== Given information ==
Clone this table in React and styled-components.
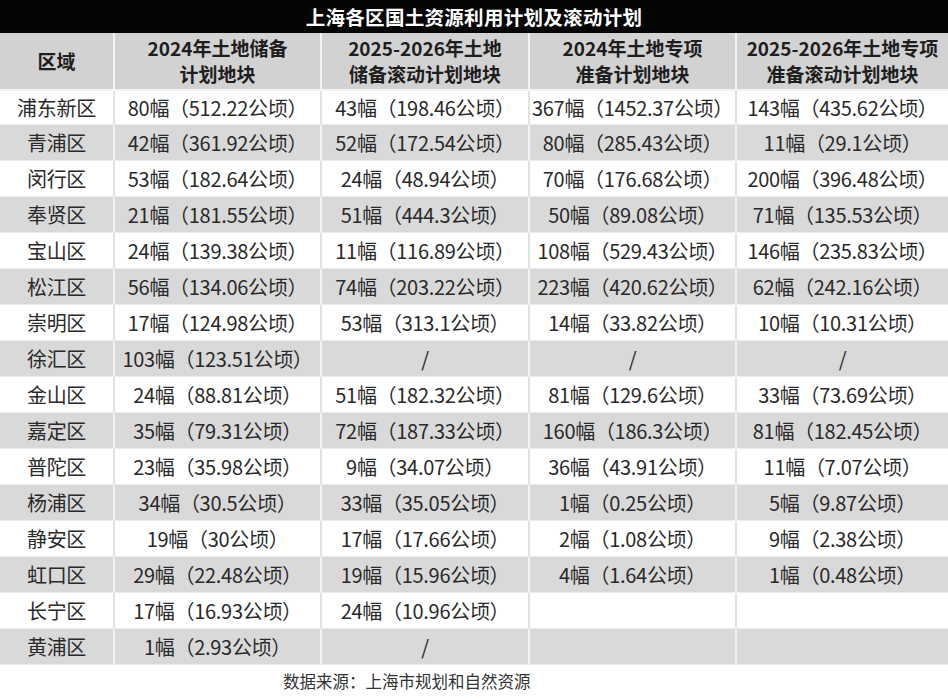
import React from 'react'
import styled, { createGlobalStyle } from 'styled-components'

const Global = createGlobalStyle`
  html, body {
    margin: 0;
    padding: 0;
    background: #ffffff;
  }
  * { box-sizing: border-box; }
`

const Page = styled.div`
  width: 948px;
  height: 699px;
  overflow: hidden;
  font-family: "Noto Sans CJK SC", "Noto Sans", sans-serif;
  color: #222;
`

const TitleBar = styled.div`
  height: 33px;
  background: #050505;
  color: #fff;
  font-weight: 700;
  font-size: 19.5px;
  display: flex;
  align-items: center;
  justify-content: center;
  letter-spacing: 0.3px;
`

const Grid = styled.div`
  display: grid;
  grid-template-columns: 115px 207px 208px 207px 211px;
`

const HeadCell = styled.div`
  height: 58px;
  background: #d2d2d2;
  display: flex;
  align-items: center;
  justify-content: center;
  text-align: center;
  font-weight: 700;
  font-size: 19px;
  line-height: 26px;
  color: #1e1e1e;
  border-right: 2px solid #f4f4f4;
  border-bottom: 2px solid #f4f4f4;
  &:nth-child(5n) { border-right: none; }
`

const Cell = styled.div`
  height: ${p => (p.$first ? 34 : 36)}px;
  background: ${p => (p.$shade ? '#d9d9d9' : '#ffffff')};
  display: flex;
  align-items: center;
  justify-content: center;
  font-size: 20px;
  color: #2a2a2a;
  white-space: nowrap;
  letter-spacing: -0.3px;
  border-right: 2px solid ${p => (p.$shade ? '#f2f2f2' : '#e2e2e2')};
  border-bottom: 1px solid #ececec;
  &:nth-child(5n) { border-right: none; }
`

const Footer = styled.div`
  height: 32px;
  display: flex;
  align-items: center;
  padding-left: 283px;
  font-size: 16.5px;
  color: #333;
`

const heads = [
  ['区域'],
  ['2024年土地储备', '计划地块'],
  ['2025-2026年土地', '储备滚动计划地块'],
  ['2024年土地专项', '准备计划地块'],
  ['2025-2026年土地专项', '准备滚动计划地块'],
]

const rows = [
  ['浦东新区', '80幅（512.22公顷）', '43幅（198.46公顷）', '367幅（1452.37公顷）', '143幅（435.62公顷）'],
  ['青浦区', '42幅（361.92公顷）', '52幅（172.54公顷）', '80幅（285.43公顷）', '11幅（29.1公顷）'],
  ['闵行区', '53幅（182.64公顷）', '24幅（48.94公顷）', '70幅（176.68公顷）', '200幅（396.48公顷）'],
  ['奉贤区', '21幅（181.55公顷）', '51幅（444.3公顷）', '50幅（89.08公顷）', '71幅（135.53公顷）'],
  ['宝山区', '24幅（139.38公顷）', '11幅（116.89公顷）', '108幅（529.43公顷）', '146幅（235.83公顷）'],
  ['松江区', '56幅（134.06公顷）', '74幅（203.22公顷）', '223幅（420.62公顷）', '62幅（242.16公顷）'],
  ['崇明区', '17幅（124.98公顷）', '53幅（313.1公顷）', '14幅（33.82公顷）', '10幅（10.31公顷）'],
  ['徐汇区', '103幅（123.51公顷）', '/', '/', '/'],
  ['金山区', '24幅（88.81公顷）', '51幅（182.32公顷）', '81幅（129.6公顷）', '33幅（73.69公顷）'],
  ['嘉定区', '35幅（79.31公顷）', '72幅（187.33公顷）', '160幅（186.3公顷）', '81幅（182.45公顷）'],
  ['普陀区', '23幅（35.98公顷）', '9幅（34.07公顷）', '36幅（43.91公顷）', '11幅（7.07公顷）'],
  ['杨浦区', '34幅（30.5公顷）', '33幅（35.05公顷）', '1幅（0.25公顷）', '5幅（9.87公顷）'],
  ['静安区', '19幅（30公顷）', '17幅（17.66公顷）', '2幅（1.08公顷）', '9幅（2.38公顷）'],
  ['虹口区', '29幅（22.48公顷）', '19幅（15.96公顷）', '4幅（1.64公顷）', '1幅（0.48公顷）'],
  ['长宁区', '17幅（16.93公顷）', '24幅（10.96公顷）', '', ''],
  ['黄浦区', '1幅（2.93公顷）', '/', '', ''],
]

export default function App() {
  return (
    <Page>
      <Global />
      <TitleBar>上海各区国土资源利用计划及滚动计划</TitleBar>
      <Grid>
        {heads.map((h, i) => (
          <HeadCell key={i}>
            <div>
              {h.map((line, j) => (
                <div key={j}>{line}</div>
              ))}
            </div>
          </HeadCell>
        ))}
        {rows.map((r, ri) =>
          r.map((c, ci) => (
            <Cell key={ri + '-' + ci} $shade={ri % 2 === 1} $first={ri === 0}>
              {c}
            </Cell>
          ))
        )}
      </Grid>
      <Footer>数据来源：上海市规划和自然资源</Footer>
    </Page>
  )
}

== What the task asks ==
Set the listing down in full and exactly. Pictures within it should not appear in the copy.

== Solution below ==
Clone this table in React and styled-components.
import React from 'react'
import styled, { createGlobalStyle } from 'styled-components'

const Global = createGlobalStyle`
  html, body {
    margin: 0;
    padding: 0;
    background: #ffffff;
  }
  * { box-sizing: border-box; }
`

const Page = styled.div`
  width: 948px;
  height: 699px;
  overflow: hidden;
  font-family: "Noto Sans CJK SC", "Noto Sans", sans-serif;
  color: #222;
`

const TitleBar = styled.div`
  height: 33px;
  background: #050505;
  color: #fff;
  font-weight: 700;
  font-size: 19.5px;
  display: flex;
  align-items: center;
  justify-content: center;
  letter-spacing: 0.3px;
`

const Grid = styled.div`
  display: grid;
  grid-template-columns: 115px 207px 208px 207px 211px;
`

const HeadCell = styled.div`
  height: 58px;
  background: #d2d2d2;
  display: flex;
  align-items: center;
  justify-content: center;
  text-align: center;
  font-weight: 700;
  font-size: 19px;
  line-height: 26px;
  color: #1e1e1e;
  border-right: 2px solid #f4f4f4;
  border-bottom: 2px solid #f4f4f4;
  &:nth-child(5n) { border-right: none; }
`

const Cell = styled.div`
  height: ${p => (p.$first ? 34 : 36)}px;
  background: ${p => (p.$shade ? '#d9d9d9' : '#ffffff')};
  display: flex;
  align-items: center;
  justify-content: center;
  font-size: 20px;
  color: #2a2a2a;
  white-space: nowrap;
  letter-spacing: -0.3px;
  border-right: 2px solid ${p => (p.$shade ? '#f2f2f2' : '#e2e2e2')};
  border-bottom: 1px solid #ececec;
  &:nth-child(5n) { border-right: none; }
`

const Footer = styled.div`
  height: 32px;
  display: flex;
  align-items: center;
  padding-left: 283px;
  font-size: 16.5px;
  color: #333;
`

const heads = [
  ['区域'],
  ['2024年土地储备', '计划地块'],
  ['2025-2026年土地', '储备滚动计划地块'],
  ['2024年土地专项', '准备计划地块'],
  ['2025-2026年土地专项', '准备滚动计划地块'],
]

const rows = [
  ['浦东新区', '80幅（512.22公顷）', '43幅（198.46公顷）', '367幅（1452.37公顷）', '143幅（435.62公顷）'],
  ['青浦区', '42幅（361.92公顷）', '52幅（172.54公顷）', '80幅（285.43公顷）', '11幅（29.1公顷）'],
  ['闵行区', '53幅（182.64公顷）', '24幅（48.94公顷）', '70幅（176.68公顷）', '200幅（396.48公顷）'],
  ['奉贤区', '21幅（181.55公顷）', '51幅（444.3公顷）', '50幅（89.08公顷）', '71幅（135.53公顷）'],
  ['宝山区', '24幅（139.38公顷）', '11幅（116.89公顷）', '108幅（529.43公顷）', '146幅（235.83公顷）'],
  ['松江区', '56幅（134.06公顷）', '74幅（203.22公顷）', '223幅（420.62公顷）', '62幅（242.16公顷）'],
  ['崇明区', '17幅（124.98公顷）', '53幅（313.1公顷）', '14幅（33.82公顷）', '10幅（10.31公顷）'],
  ['徐汇区', '103幅（123.51公顷）', '/', '/', '/'],
  ['金山区', '24幅（88.81公顷）', '51幅（182.32公顷）', '81幅（129.6公顷）', '33幅（73.69公顷）'],
  ['嘉定区', '35幅（79.31公顷）', '72幅（187.33公顷）', '160幅（186.3公顷）', '81幅（182.45公顷）'],
  ['普陀区', '23幅（35.98公顷）', '9幅（34.07公顷）', '36幅（43.91公顷）', '11幅（7.07公顷）'],
  ['杨浦区', '34幅（30.5公顷）', '33幅（35.05公顷）', '1幅（0.25公顷）', '5幅（9.87公顷）'],
  ['静安区', '19幅（30公顷）', '17幅（17.66公顷）', '2幅（1.08公顷）', '9幅（2.38公顷）'],
  ['虹口区', '29幅（22.48公顷）', '19幅（15.96公顷）', '4幅（1.64公顷）', '1幅（0.48公顷）'],
  ['长宁区', '17幅（16.93公顷）', '24幅（10.96公顷）', '', ''],
  ['黄浦区', '1幅（2.93公顷）', '/', '', ''],
]

export default function App() {
  return (
    <Page>
      <Global />
      <TitleBar>上海各区国土资源利用计划及滚动计划</TitleBar>
      <Grid>
        {heads.map((h, i) => (
          <HeadCell key={i}>
            <div>
              {h.map((line, j) => (
                <div key={j}>{line}</div>
              ))}
            </div>
          </HeadCell>
        ))}
        {rows.map((r, ri) =>
          r.map((c, ci) => (
            <Cell key={ri + '-' + ci} $shade={ri % 2 === 1} $first={ri === 0}>
              {c}
            </Cell>
          ))
        )}
      </Grid>
      <Footer>数据来源：上海市规划和自然资源</Footer>
    </Page>
  )
}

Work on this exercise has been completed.